# Recorded data:

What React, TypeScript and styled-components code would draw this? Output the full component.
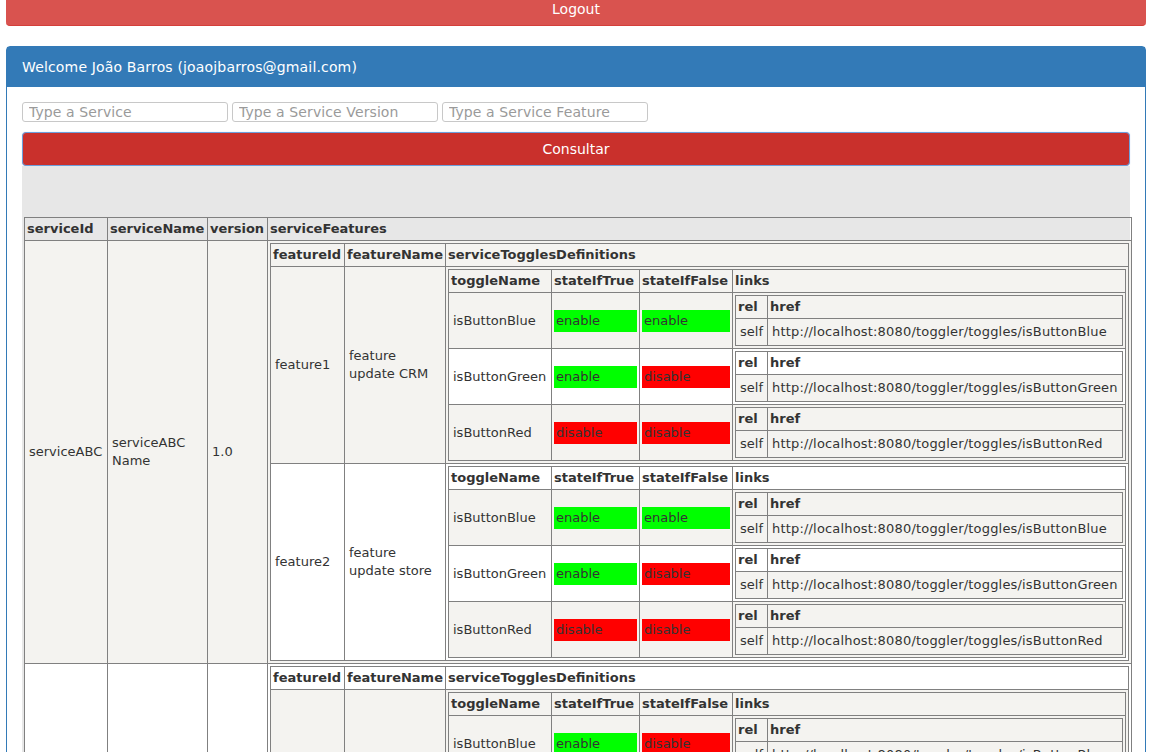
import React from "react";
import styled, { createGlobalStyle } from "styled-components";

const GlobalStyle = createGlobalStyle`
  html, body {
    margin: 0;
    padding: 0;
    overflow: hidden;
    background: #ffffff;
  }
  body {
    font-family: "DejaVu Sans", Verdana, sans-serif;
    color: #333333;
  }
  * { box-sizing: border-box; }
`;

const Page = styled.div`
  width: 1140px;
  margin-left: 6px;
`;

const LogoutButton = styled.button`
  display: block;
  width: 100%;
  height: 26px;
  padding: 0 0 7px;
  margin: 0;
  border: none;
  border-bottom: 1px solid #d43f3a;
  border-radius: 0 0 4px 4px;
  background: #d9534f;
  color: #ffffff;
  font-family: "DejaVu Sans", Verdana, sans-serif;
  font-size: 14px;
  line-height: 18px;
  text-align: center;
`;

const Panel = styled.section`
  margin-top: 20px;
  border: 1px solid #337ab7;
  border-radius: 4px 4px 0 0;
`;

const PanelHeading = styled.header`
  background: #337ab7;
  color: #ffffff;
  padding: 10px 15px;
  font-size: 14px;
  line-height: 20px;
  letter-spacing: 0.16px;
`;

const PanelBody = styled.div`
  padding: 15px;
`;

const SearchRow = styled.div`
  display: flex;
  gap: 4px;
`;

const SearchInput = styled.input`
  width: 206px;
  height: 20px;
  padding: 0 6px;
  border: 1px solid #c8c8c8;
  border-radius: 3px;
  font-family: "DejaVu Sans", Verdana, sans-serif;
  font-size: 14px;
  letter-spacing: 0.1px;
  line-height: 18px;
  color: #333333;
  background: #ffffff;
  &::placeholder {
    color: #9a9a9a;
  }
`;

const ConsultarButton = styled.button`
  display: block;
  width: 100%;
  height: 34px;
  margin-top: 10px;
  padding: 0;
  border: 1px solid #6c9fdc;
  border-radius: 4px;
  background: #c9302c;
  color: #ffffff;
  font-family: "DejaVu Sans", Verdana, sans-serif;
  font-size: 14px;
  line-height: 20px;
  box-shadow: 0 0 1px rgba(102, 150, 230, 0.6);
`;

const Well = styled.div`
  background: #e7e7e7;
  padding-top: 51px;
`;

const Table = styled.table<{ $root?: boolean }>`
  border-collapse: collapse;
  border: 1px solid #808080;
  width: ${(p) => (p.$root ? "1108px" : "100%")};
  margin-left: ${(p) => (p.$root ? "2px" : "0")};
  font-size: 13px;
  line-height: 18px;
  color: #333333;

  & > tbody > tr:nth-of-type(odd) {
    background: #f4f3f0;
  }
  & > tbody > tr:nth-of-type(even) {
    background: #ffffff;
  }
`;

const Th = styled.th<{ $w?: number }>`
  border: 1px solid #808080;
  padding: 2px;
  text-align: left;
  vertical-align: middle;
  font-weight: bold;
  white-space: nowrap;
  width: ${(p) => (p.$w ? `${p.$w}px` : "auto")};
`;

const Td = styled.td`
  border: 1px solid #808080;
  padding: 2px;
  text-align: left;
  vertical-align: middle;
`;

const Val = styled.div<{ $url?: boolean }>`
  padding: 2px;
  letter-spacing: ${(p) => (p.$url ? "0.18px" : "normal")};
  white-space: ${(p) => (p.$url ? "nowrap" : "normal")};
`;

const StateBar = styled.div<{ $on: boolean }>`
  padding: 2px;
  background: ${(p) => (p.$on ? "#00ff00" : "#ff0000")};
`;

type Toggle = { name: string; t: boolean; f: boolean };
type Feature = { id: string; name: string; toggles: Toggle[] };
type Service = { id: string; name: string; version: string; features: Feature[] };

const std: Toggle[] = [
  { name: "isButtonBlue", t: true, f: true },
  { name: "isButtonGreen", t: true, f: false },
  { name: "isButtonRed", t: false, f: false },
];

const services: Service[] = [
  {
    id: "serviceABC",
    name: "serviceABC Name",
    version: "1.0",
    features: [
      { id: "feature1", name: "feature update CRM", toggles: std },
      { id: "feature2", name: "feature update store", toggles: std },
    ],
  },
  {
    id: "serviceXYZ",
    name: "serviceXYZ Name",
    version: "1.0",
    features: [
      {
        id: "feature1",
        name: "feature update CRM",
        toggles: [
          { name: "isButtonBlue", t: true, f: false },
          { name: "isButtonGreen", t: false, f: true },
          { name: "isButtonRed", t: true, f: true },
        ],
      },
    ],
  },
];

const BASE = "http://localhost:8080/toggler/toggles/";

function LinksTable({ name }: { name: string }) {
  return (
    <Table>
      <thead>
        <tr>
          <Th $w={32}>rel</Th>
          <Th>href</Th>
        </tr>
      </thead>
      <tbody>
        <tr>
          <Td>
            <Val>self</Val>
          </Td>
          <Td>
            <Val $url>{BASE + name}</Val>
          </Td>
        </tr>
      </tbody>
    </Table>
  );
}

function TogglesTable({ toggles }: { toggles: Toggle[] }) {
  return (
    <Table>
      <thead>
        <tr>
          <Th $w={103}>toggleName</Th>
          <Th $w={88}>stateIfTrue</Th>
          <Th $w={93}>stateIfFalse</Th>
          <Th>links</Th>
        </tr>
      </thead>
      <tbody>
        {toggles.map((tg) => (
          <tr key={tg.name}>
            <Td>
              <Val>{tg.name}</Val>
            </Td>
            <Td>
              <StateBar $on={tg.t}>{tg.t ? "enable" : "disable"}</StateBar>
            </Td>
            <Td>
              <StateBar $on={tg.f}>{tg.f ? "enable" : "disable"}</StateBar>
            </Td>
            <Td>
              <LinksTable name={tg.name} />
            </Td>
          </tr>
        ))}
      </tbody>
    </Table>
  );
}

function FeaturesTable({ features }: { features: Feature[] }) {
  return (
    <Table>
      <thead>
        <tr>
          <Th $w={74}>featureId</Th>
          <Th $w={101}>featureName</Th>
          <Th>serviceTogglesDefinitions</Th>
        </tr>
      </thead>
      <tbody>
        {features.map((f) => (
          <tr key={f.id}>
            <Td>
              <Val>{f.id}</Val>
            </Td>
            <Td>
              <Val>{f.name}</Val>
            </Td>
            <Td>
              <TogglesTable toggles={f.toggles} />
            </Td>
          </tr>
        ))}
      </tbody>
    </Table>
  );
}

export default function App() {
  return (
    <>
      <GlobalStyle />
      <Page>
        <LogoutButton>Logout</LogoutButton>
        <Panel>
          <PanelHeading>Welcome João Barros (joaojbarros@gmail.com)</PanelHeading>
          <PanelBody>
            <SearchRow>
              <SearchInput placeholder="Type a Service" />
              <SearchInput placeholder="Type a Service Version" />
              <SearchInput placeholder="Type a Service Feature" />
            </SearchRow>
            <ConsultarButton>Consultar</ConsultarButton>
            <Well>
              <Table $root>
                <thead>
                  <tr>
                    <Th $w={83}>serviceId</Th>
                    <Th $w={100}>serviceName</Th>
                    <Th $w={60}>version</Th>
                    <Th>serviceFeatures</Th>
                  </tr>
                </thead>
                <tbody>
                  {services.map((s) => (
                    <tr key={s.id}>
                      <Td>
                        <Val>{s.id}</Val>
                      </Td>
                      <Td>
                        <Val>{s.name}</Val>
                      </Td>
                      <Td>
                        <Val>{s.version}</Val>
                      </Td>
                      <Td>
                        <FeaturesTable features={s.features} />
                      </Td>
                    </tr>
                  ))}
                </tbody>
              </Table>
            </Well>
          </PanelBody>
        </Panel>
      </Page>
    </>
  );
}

# Stated problem:
Keep every word of the data as it is when you write it out, but drop the pictures.

# Complete response:
What React, TypeScript and styled-components code would draw this? Output the full component.
import React from "react";
import styled, { createGlobalStyle } from "styled-components";

const GlobalStyle = createGlobalStyle`
  html, body {
    margin: 0;
    padding: 0;
    overflow: hidden;
    background: #ffffff;
  }
  body {
    font-family: "DejaVu Sans", Verdana, sans-serif;
    color: #333333;
  }
  * { box-sizing: border-box; }
`;

const Page = styled.div`
  width: 1140px;
  margin-left: 6px;
`;

const LogoutButton = styled.button`
  display: block;
  width: 100%;
  height: 26px;
  padding: 0 0 7px;
  margin: 0;
  border: none;
  border-bottom: 1px solid #d43f3a;
  border-radius: 0 0 4px 4px;
  background: #d9534f;
  color: #ffffff;
  font-family: "DejaVu Sans", Verdana, sans-serif;
  font-size: 14px;
  line-height: 18px;
  text-align: center;
`;

const Panel = styled.section`
  margin-top: 20px;
  border: 1px solid #337ab7;
  border-radius: 4px 4px 0 0;
`;

const PanelHeading = styled.header`
  background: #337ab7;
  color: #ffffff;
  padding: 10px 15px;
  font-size: 14px;
  line-height: 20px;
  letter-spacing: 0.16px;
`;

const PanelBody = styled.div`
  padding: 15px;
`;

const SearchRow = styled.div`
  display: flex;
  gap: 4px;
`;

const SearchInput = styled.input`
  width: 206px;
  height: 20px;
  padding: 0 6px;
  border: 1px solid #c8c8c8;
  border-radius: 3px;
  font-family: "DejaVu Sans", Verdana, sans-serif;
  font-size: 14px;
  letter-spacing: 0.1px;
  line-height: 18px;
  color: #333333;
  background: #ffffff;
  &::placeholder {
    color: #9a9a9a;
  }
`;

const ConsultarButton = styled.button`
  display: block;
  width: 100%;
  height: 34px;
  margin-top: 10px;
  padding: 0;
  border: 1px solid #6c9fdc;
  border-radius: 4px;
  background: #c9302c;
  color: #ffffff;
  font-family: "DejaVu Sans", Verdana, sans-serif;
  font-size: 14px;
  line-height: 20px;
  box-shadow: 0 0 1px rgba(102, 150, 230, 0.6);
`;

const Well = styled.div`
  background: #e7e7e7;
  padding-top: 51px;
`;

const Table = styled.table<{ $root?: boolean }>`
  border-collapse: collapse;
  border: 1px solid #808080;
  width: ${(p) => (p.$root ? "1108px" : "100%")};
  margin-left: ${(p) => (p.$root ? "2px" : "0")};
  font-size: 13px;
  line-height: 18px;
  color: #333333;

  & > tbody > tr:nth-of-type(odd) {
    background: #f4f3f0;
  }
  & > tbody > tr:nth-of-type(even) {
    background: #ffffff;
  }
`;

const Th = styled.th<{ $w?: number }>`
  border: 1px solid #808080;
  padding: 2px;
  text-align: left;
  vertical-align: middle;
  font-weight: bold;
  white-space: nowrap;
  width: ${(p) => (p.$w ? `${p.$w}px` : "auto")};
`;

const Td = styled.td`
  border: 1px solid #808080;
  padding: 2px;
  text-align: left;
  vertical-align: middle;
`;

const Val = styled.div<{ $url?: boolean }>`
  padding: 2px;
  letter-spacing: ${(p) => (p.$url ? "0.18px" : "normal")};
  white-space: ${(p) => (p.$url ? "nowrap" : "normal")};
`;

const StateBar = styled.div<{ $on: boolean }>`
  padding: 2px;
  background: ${(p) => (p.$on ? "#00ff00" : "#ff0000")};
`;

type Toggle = { name: string; t: boolean; f: boolean };
type Feature = { id: string; name: string; toggles: Toggle[] };
type Service = { id: string; name: string; version: string; features: Feature[] };

const std: Toggle[] = [
  { name: "isButtonBlue", t: true, f: true },
  { name: "isButtonGreen", t: true, f: false },
  { name: "isButtonRed", t: false, f: false },
];

const services: Service[] = [
  {
    id: "serviceABC",
    name: "serviceABC Name",
    version: "1.0",
    features: [
      { id: "feature1", name: "feature update CRM", toggles: std },
      { id: "feature2", name: "feature update store", toggles: std },
    ],
  },
  {
    id: "serviceXYZ",
    name: "serviceXYZ Name",
    version: "1.0",
    features: [
      {
        id: "feature1",
        name: "feature update CRM",
        toggles: [
          { name: "isButtonBlue", t: true, f: false },
          { name: "isButtonGreen", t: false, f: true },
          { name: "isButtonRed", t: true, f: true },
        ],
      },
    ],
  },
];

const BASE = "http://localhost:8080/toggler/toggles/";

function LinksTable({ name }: { name: string }) {
  return (
    <Table>
      <thead>
        <tr>
          <Th $w={32}>rel</Th>
          <Th>href</Th>
        </tr>
      </thead>
      <tbody>
        <tr>
          <Td>
            <Val>self</Val>
          </Td>
          <Td>
            <Val $url>{BASE + name}</Val>
          </Td>
        </tr>
      </tbody>
    </Table>
  );
}

function TogglesTable({ toggles }: { toggles: Toggle[] }) {
  return (
    <Table>
      <thead>
        <tr>
          <Th $w={103}>toggleName</Th>
          <Th $w={88}>stateIfTrue</Th>
          <Th $w={93}>stateIfFalse</Th>
          <Th>links</Th>
        </tr>
      </thead>
      <tbody>
        {toggles.map((tg) => (
          <tr key={tg.name}>
            <Td>
              <Val>{tg.name}</Val>
            </Td>
            <Td>
              <StateBar $on={tg.t}>{tg.t ? "enable" : "disable"}</StateBar>
            </Td>
            <Td>
              <StateBar $on={tg.f}>{tg.f ? "enable" : "disable"}</StateBar>
            </Td>
            <Td>
              <LinksTable name={tg.name} />
            </Td>
          </tr>
        ))}
      </tbody>
    </Table>
  );
}

function FeaturesTable({ features }: { features: Feature[] }) {
  return (
    <Table>
      <thead>
        <tr>
          <Th $w={74}>featureId</Th>
          <Th $w={101}>featureName</Th>
          <Th>serviceTogglesDefinitions</Th>
        </tr>
      </thead>
      <tbody>
        {features.map((f) => (
          <tr key={f.id}>
            <Td>
              <Val>{f.id}</Val>
            </Td>
            <Td>
              <Val>{f.name}</Val>
            </Td>
            <Td>
              <TogglesTable toggles={f.toggles} />
            </Td>
          </tr>
        ))}
      </tbody>
    </Table>
  );
}

export default function App() {
  return (
    <>
      <GlobalStyle />
      <Page>
        <LogoutButton>Logout</LogoutButton>
        <Panel>
          <PanelHeading>Welcome João Barros (joaojbarros@gmail.com)</PanelHeading>
          <PanelBody>
            <SearchRow>
              <SearchInput placeholder="Type a Service" />
              <SearchInput placeholder="Type a Service Version" />
              <SearchInput placeholder="Type a Service Feature" />
            </SearchRow>
            <ConsultarButton>Consultar</ConsultarButton>
            <Well>
              <Table $root>
                <thead>
                  <tr>
                    <Th $w={83}>serviceId</Th>
                    <Th $w={100}>serviceName</Th>
                    <Th $w={60}>version</Th>
                    <Th>serviceFeatures</Th>
                  </tr>
                </thead>
                <tbody>
                  {services.map((s) => (
                    <tr key={s.id}>
                      <Td>
                        <Val>{s.id}</Val>
                      </Td>
                      <Td>
                        <Val>{s.name}</Val>
                      </Td>
                      <Td>
                        <Val>{s.version}</Val>
                      </Td>
                      <Td>
                        <FeaturesTable features={s.features} />
                      </Td>
                    </tr>
                  ))}
                </tbody>
              </Table>
            </Well>
          </PanelBody>
        </Panel>
      </Page>
    </>
  );
}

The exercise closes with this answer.